Your answer should be only a number: how many lines include the word "screenshot".
** start **
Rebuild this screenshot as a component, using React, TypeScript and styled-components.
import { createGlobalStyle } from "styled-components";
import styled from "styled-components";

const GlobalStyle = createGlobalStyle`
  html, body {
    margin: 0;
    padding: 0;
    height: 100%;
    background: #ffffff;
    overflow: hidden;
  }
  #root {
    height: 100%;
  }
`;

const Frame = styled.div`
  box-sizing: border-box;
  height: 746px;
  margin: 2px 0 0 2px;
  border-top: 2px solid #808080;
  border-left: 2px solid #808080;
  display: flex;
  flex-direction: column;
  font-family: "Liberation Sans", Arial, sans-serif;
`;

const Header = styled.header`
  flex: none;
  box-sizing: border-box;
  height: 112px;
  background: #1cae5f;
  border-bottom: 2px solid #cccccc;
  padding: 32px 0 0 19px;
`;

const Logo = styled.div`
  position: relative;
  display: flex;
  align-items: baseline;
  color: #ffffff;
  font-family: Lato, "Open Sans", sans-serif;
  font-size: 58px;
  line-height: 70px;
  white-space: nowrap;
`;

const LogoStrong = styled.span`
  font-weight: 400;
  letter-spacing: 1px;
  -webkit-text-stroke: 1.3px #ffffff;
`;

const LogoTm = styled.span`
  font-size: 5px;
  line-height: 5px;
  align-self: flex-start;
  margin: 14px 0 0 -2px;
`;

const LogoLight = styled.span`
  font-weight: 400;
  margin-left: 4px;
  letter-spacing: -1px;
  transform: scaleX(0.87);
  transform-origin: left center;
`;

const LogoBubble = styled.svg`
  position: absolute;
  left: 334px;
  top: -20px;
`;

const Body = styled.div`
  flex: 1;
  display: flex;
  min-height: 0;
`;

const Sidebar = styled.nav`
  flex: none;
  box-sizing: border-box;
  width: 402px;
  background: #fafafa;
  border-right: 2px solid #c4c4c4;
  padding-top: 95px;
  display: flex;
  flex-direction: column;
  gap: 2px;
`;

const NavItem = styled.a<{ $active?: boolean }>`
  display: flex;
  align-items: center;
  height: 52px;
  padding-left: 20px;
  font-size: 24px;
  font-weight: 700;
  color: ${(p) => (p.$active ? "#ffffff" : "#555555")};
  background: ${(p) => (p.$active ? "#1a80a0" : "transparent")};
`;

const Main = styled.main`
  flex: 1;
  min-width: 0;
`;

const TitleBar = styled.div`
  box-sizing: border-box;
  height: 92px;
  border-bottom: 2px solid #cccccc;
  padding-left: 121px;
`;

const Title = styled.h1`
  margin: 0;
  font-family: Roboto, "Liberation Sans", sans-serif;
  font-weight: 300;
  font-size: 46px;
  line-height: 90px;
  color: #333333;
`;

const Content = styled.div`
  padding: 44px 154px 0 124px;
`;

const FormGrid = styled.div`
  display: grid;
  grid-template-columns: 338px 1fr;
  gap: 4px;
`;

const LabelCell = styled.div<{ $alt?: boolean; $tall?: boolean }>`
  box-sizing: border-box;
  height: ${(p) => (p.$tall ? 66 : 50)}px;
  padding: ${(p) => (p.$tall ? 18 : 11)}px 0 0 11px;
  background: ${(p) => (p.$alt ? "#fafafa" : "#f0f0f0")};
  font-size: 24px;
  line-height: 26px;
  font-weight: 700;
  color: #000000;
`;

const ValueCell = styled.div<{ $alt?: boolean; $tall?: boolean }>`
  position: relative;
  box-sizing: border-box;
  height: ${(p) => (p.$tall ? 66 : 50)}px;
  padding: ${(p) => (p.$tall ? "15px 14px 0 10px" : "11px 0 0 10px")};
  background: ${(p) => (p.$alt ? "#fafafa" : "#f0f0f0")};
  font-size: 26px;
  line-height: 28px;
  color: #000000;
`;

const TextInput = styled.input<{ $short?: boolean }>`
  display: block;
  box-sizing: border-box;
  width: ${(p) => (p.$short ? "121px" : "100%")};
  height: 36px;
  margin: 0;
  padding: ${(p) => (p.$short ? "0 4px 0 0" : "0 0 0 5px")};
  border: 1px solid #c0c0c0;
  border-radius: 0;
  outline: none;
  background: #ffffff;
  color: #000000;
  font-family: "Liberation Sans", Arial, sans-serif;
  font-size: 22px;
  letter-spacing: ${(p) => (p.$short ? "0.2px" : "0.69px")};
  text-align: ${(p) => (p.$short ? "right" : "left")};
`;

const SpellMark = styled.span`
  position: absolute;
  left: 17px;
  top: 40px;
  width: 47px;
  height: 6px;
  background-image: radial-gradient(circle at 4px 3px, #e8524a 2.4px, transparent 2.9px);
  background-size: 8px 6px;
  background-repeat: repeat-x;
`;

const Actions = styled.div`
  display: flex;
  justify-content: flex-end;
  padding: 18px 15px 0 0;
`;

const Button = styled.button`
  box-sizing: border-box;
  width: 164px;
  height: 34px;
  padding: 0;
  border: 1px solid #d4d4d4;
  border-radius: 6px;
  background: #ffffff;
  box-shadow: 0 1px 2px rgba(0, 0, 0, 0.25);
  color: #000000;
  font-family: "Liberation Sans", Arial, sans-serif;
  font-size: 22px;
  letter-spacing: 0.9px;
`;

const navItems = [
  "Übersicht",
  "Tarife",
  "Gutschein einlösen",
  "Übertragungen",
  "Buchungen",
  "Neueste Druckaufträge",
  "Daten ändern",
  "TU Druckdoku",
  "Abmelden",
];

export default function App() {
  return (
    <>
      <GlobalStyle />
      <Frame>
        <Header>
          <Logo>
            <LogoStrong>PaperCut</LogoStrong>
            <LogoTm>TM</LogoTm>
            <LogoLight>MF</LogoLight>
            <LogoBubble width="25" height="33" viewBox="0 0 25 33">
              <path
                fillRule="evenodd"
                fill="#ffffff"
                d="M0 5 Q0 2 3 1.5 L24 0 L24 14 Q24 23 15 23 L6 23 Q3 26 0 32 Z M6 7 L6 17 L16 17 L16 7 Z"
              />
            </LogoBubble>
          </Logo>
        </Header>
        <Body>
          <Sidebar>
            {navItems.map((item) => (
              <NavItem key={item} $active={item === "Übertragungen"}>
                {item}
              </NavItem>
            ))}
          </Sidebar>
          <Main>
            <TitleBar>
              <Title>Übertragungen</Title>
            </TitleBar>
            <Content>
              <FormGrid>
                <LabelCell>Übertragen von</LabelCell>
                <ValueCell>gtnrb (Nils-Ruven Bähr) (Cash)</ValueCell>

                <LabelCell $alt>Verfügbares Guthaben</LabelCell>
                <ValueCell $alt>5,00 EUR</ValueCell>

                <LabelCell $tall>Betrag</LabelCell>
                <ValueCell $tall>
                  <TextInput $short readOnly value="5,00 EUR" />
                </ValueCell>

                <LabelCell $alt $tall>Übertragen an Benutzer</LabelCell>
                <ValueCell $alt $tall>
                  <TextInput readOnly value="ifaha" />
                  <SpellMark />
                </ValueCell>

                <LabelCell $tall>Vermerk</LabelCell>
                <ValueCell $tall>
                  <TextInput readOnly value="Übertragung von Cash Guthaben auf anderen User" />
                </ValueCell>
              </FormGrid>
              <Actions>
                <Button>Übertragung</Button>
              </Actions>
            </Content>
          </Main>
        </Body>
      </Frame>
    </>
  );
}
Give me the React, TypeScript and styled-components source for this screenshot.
** end **
▶ [Written answer]
2